All of them are wonderful players, who devote their lives to improvement, and have to cope with a lot of pressures and disappointments. Anyone who is successful should be praised for their achievement, not mocked because ‘somebody else’s acheivements were better’.
As fans, we really should relax a bit, and enjoy the snooker!

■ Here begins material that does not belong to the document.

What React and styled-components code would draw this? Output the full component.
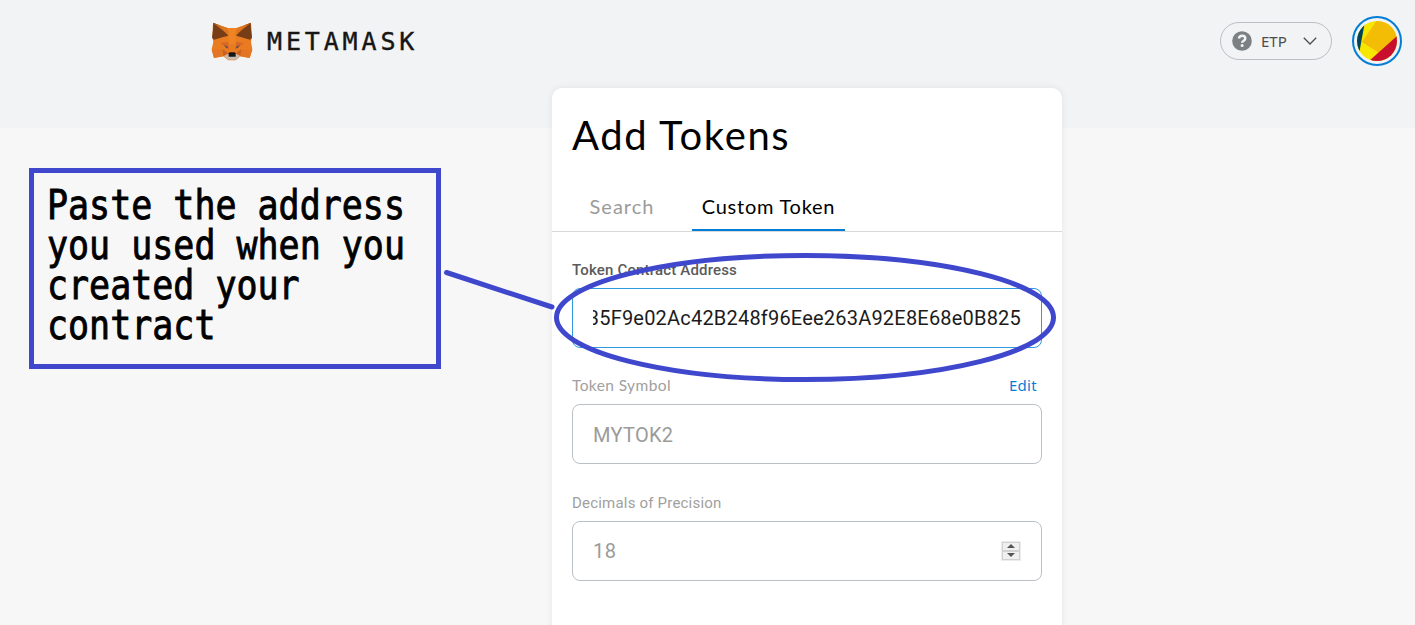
import React from 'react';
import styled, { createGlobalStyle } from 'styled-components';

const GlobalStyle = createGlobalStyle`
  * { box-sizing: border-box; }
  body {
    margin: 0;
    background: #f7f7f7;
    font-family: Roboto, "Liberation Sans", sans-serif;
    overflow: hidden;
  }
`;

const Page = styled.div`
  position: relative;
  height: 625px;
  overflow: hidden;
  background: linear-gradient(#f2f3f4 128px, #f7f7f7 128px);
`;

const Header = styled.header`
  display: flex;
  align-items: center;
  justify-content: space-between;
  height: 88px;
  padding: 0 13px 6px 211px;
`;

const Brand = styled.div`
  display: flex;
  align-items: center;
  gap: 14px;
`;

const Wordmark = styled.span`
  padding-top: 2px;
  font: 25px/30px "DejaVu Sans Mono", monospace;
  letter-spacing: 3.85px;
  color: #161616;
  -webkit-text-stroke: 0.4px #161616;
`;

const Account = styled.div`
  display: flex;
  align-items: center;
  gap: 20px;
`;

const NetworkPill = styled.div`
  display: flex;
  align-items: center;
  width: 112px;
  height: 38px;
  padding: 0 14px 0 11px;
  border: 1px solid #bbc0c5;
  border-radius: 19px;
  color: #4d4d4d;
`;

const NetworkName = styled.span`
  flex: 1;
  padding-left: 9px;
  font: 15px/20px "Noto Sans", sans-serif;
`;

const AvatarRing = styled.div`
  display: flex;
  align-items: center;
  justify-content: center;
  width: 50px;
  height: 50px;
  border: 2px solid #037dd6;
  border-radius: 50%;
`;

const Card = styled.main`
  width: 510px;
  height: 560px;
  margin-left: 552px;
  background: #fff;
  border-radius: 10px;
  box-shadow: 0 0 7px rgba(0, 0, 0, 0.08);
`;

const Title = styled.h1`
  margin: 0;
  padding: 23px 20px 0;
  font: 400 40px/48px Lato, sans-serif;
  letter-spacing: 1.65px;
  color: #000;
`;

const Tabs = styled.nav`
  display: flex;
  gap: 20px;
  height: 48px;
  margin-top: 25px;
  padding-left: 20px;
  border-bottom: 1px solid #d6d9dc;
`;

const Tab = styled.div`
  width: ${(p) => p.$width}px;
  height: 47px;
  padding-top: 10px;
  text-align: center;
  white-space: nowrap;
  font: 400 20px/24px Lato, sans-serif;
  letter-spacing: ${(p) => p.$spacing}px;
  color: ${(p) => (p.$active ? '#000' : '#9b9b9b')};
  border-bottom: ${(p) => (p.$active ? '2px solid #037dd6' : 'none')};
`;

const Form = styled.div`
  display: flex;
  flex-direction: column;
  padding: 28px 20px 0;
`;

const Field = styled.section`
  height: ${(p) => p.$height}px;
`;

const LabelRow = styled.div`
  display: flex;
  justify-content: space-between;
  height: ${(p) => p.$height}px;
  padding-right: 5px;
  line-height: 20px;
`;

const Label = styled.span`
  font-family: ${(p) => (p.$light ? 'Lato' : 'Roboto')}, sans-serif;
  font-size: ${(p) => p.$size}px;
  font-weight: ${(p) => (p.$strong ? 500 : 400)};
  letter-spacing: ${(p) => p.$spacing || 0}px;
  color: ${(p) => (p.$strong ? '#5b5b5b' : '#a0a0a0')};
`;

const EditLink = styled.span`
  font: 15px/20px "Noto Sans", sans-serif;
  letter-spacing: 0.3px;
  color: #037dd6;
`;

const InputBox = styled.div`
  display: flex;
  align-items: center;
  justify-content: space-between;
  height: 60px;
  padding: 0 20px;
  border: 1px solid ${(p) => (p.$focused ? '#2f9ae0' : '#bbc0c5')};
  border-radius: 8px;
  font-size: 20px;
  color: #9b9b9b;
`;

const Value = styled.span`
  padding-top: ${(p) => p.$drop || 0}px;
  letter-spacing: ${(p) => p.$spacing}px;
`;

const ScrolledValue = styled.div`
  display: flex;
  justify-content: flex-end;
  width: 100%;
  overflow: hidden;
  letter-spacing: 0.2px;
  color: #1b1b1b;
`;

const Spinner = styled.div`
  display: flex;
  flex-direction: column;
  width: 20px;
  height: 20px;
  margin-bottom: 1px;
  border: 1px solid #ececec;
`;

const SpinButton = styled.div`
  display: flex;
  flex: 1;
  align-items: center;
  justify-content: center;
  border: 1px solid #d2d2d2;
  background: #f0f0f0;
`;

const Callout = styled.aside`
  position: absolute;
  left: 29px;
  top: 168px;
  width: 412px;
  height: 201px;
  padding: 12px 0 0 13px;
  border: 5px solid #3f48cc;
`;

const CalloutText = styled.p`
  margin: 0;
  font: 41px/40px "DejaVu Sans Mono", monospace;
  white-space: pre;
  color: #000;
  -webkit-text-stroke: 0.9px #000;
  transform: scaleX(0.853);
  transform-origin: 0 0;
`;

const Markup = styled.svg`
  position: absolute;
  inset: 0;
  pointer-events: none;
`;

function Fox() {
  return (
    <svg width="42" height="39" viewBox="0 0 126 117">
      <path d="M6 3 50 18H77L120 3 123 42 120 60 124 82 116 108 88 103 74 115H52L37 103 9 108 2 82 7 60 4 42Z" fill="#e97b20" />
      <path d="M50 18H77L72 66H54Z" fill="#f08425" />
      <path d="M7 2 24 9 52 41 34 46 9 53 3 47 6 24Z" fill="#763d16" />
      <path d="M119 2 102 9 75 41 92 46 117 53 123 47 120 24Z" fill="#763d16" />
      <path d="M8 4 50 18 55 41ZM118 4 77 18 72 41Z" fill="#de751f" opacity=".85" />
      <path d="M28 63 51 60 54 83ZM99 63 76 60 72 83Z" fill="#d5672a" />
      <path d="M2 83H35L37 103 9 108ZM124 83H91L88 103 116 108Z" fill="#e27625" />
      <path d="M35 82 50 92 37 103ZM91 82 76 92 88 103Z" fill="#c95f27" />
      <path d="M39 70 51 75 48 79ZM87 70 75 75 78 79Z" fill="#344451" />
      <path d="M39 102 54 95H73L88 102 74 113H52Z" fill="#c8bcb1" />
      <path d="M53 94 56 91H71L74 94V104H53Z" fill="#161616" />
    </svg>
  );
}

function HelpIcon() {
  return (
    <svg width="20" height="20" viewBox="0 0 20 20">
      <circle cx="10" cy="10" r="9.8" fill="#7b8085" />
      <path d="M6.8 7.6C7.2 5.6 8.4 4.8 10.1 4.8c1.8 0 3.2 1.1 3.2 2.7 0 2.3-3.1 2.3-3.1 4.3" fill="none" stroke="#f2f3f4" strokeWidth="2.5" />
      <circle cx="10.1" cy="14.6" r="1.5" fill="#f2f3f4" />
    </svg>
  );
}

function Avatar() {
  return (
    <svg width="40" height="40" viewBox="0 0 40 40">
      <defs>
        <clipPath id="disc"><circle cx="20" cy="20" r="20" /></clipPath>
      </defs>
      <g clipPath="url(#disc)">
        <path d="M0 0H40V40H0Z" fill="#f7e700" />
        <path d="M0 0H8L7 6 2 33H0Z" fill="#02435c" />
        <path d="M20-1H41V17L22 32 5 21Z" fill="#f3bd05" />
        <path d="M12 40 40 15V41Z" fill="#c8102e" />
      </g>
    </svg>
  );
}

function SpinArrow({ down }) {
  return (
    <svg width="8" height="4" viewBox="0 0 8 4">
      <path d={down ? 'M0 0H8L4 4Z' : 'M0 4H8L4 0Z'} fill="#555" />
    </svg>
  );
}

export default function App() {
  return (
    <Page>
      <GlobalStyle />
      <Header>
        <Brand>
          <Fox />
          <Wordmark>METAMASK</Wordmark>
        </Brand>
        <Account>
          <NetworkPill>
            <HelpIcon />
            <NetworkName>ETP</NetworkName>
            <svg width="14" height="8" viewBox="0 0 14 8">
              <path d="M.8.8 7 7 13.2.8" fill="none" stroke="#4d4d4d" strokeWidth="1.3" />
            </svg>
          </NetworkPill>
          <AvatarRing><Avatar /></AvatarRing>
        </Account>
      </Header>

      <Card>
        <Title>Add Tokens</Title>
        <Tabs>
          <Tab $width={100} $spacing={1}>Search</Tab>
          <Tab $width={153} $spacing={0.75} $active>Custom Token</Tab>
        </Tabs>
        <Form>
          <Field $height={115}>
            <LabelRow $height={28}><Label $strong $size={15} $spacing={0.17}>Token Contract Address</Label></LabelRow>
            <InputBox $focused>
              <ScrolledValue>35F9e02Ac42B248f96Eee263A92E8E68e0B825</ScrolledValue>
            </InputBox>
          </Field>
          <Field $height={118}>
            <LabelRow $height={29}>
              <Label $light $size={15.5} $spacing={0.4}>Token Symbol</Label>
              <EditLink>Edit</EditLink>
            </LabelRow>
            <InputBox><Value $spacing={0.3} $drop={1}>MYTOK2</Value></InputBox>
          </Field>
          <Field $height={88}>
            <LabelRow $height={28}><Label $size={15} $spacing={0.2}>Decimals of Precision</Label></LabelRow>
            <InputBox>
              <Value $spacing={0.5}>18</Value>
              <Spinner>
                <SpinButton><SpinArrow /></SpinButton>
                <SpinButton><SpinArrow down /></SpinButton>
              </Spinner>
            </InputBox>
          </Field>
        </Form>
      </Card>

      <Callout>
        <CalloutText>{'Paste the address\nyou used when you\ncreated your\ncontract'}</CalloutText>
      </Callout>
      <Markup width="1415" height="625" viewBox="0 0 1415 625" fill="none" stroke="#3f48cc" strokeWidth="5">
        <path d="M446.500 272.500 552 307" strokeLinecap="round" />
        <ellipse cx="805" cy="317.500" rx="248.500" ry="62" />
      </Markup>
    </Page>
  );
}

Lewis, I’m a mathematician and I know only too well the limits of “statistics” and the different ways they can be presented depending what one wants to “show”. One of my teachers once defined statistics as being “the most sophiticated form of lies”. He wasn’t wrong. I know all that. You know that too. As we both know that comparisons make no sense unless the “ecosystems” around the “experiences” are identical or at least very similar. The thing is, statistics are offered for everything nowadays and often by people who don’t understand them, nor the context in which the measurements were made. It’s not just misleading, it’s also problematic at times. We have an example in sport with the “javelin throw”. The governing body changed the specifications allowed for the javelin because they were flying “too well” and “too far” and had become a danger for spectators and officials in the stadium. As a result, nowadays athletes can’t equal any of the past records, and this, in turn seems to affect the motivation of youngsters considering to embrace that sport. The gov. body’s answer to that “problem” was to “scrap” the past records … which was unfair and left the athletes who held them aggrieved and angry.
Yes, and it was inevitable those athletes would be disappointed. Either their records are broken by those with superior equipment, or you have to clear the records. The solution? Stop thinking too seriously about ‘all-time records’, and rather celebrate performances of the time. It’s us that is the problem, not the competitiors or the technology.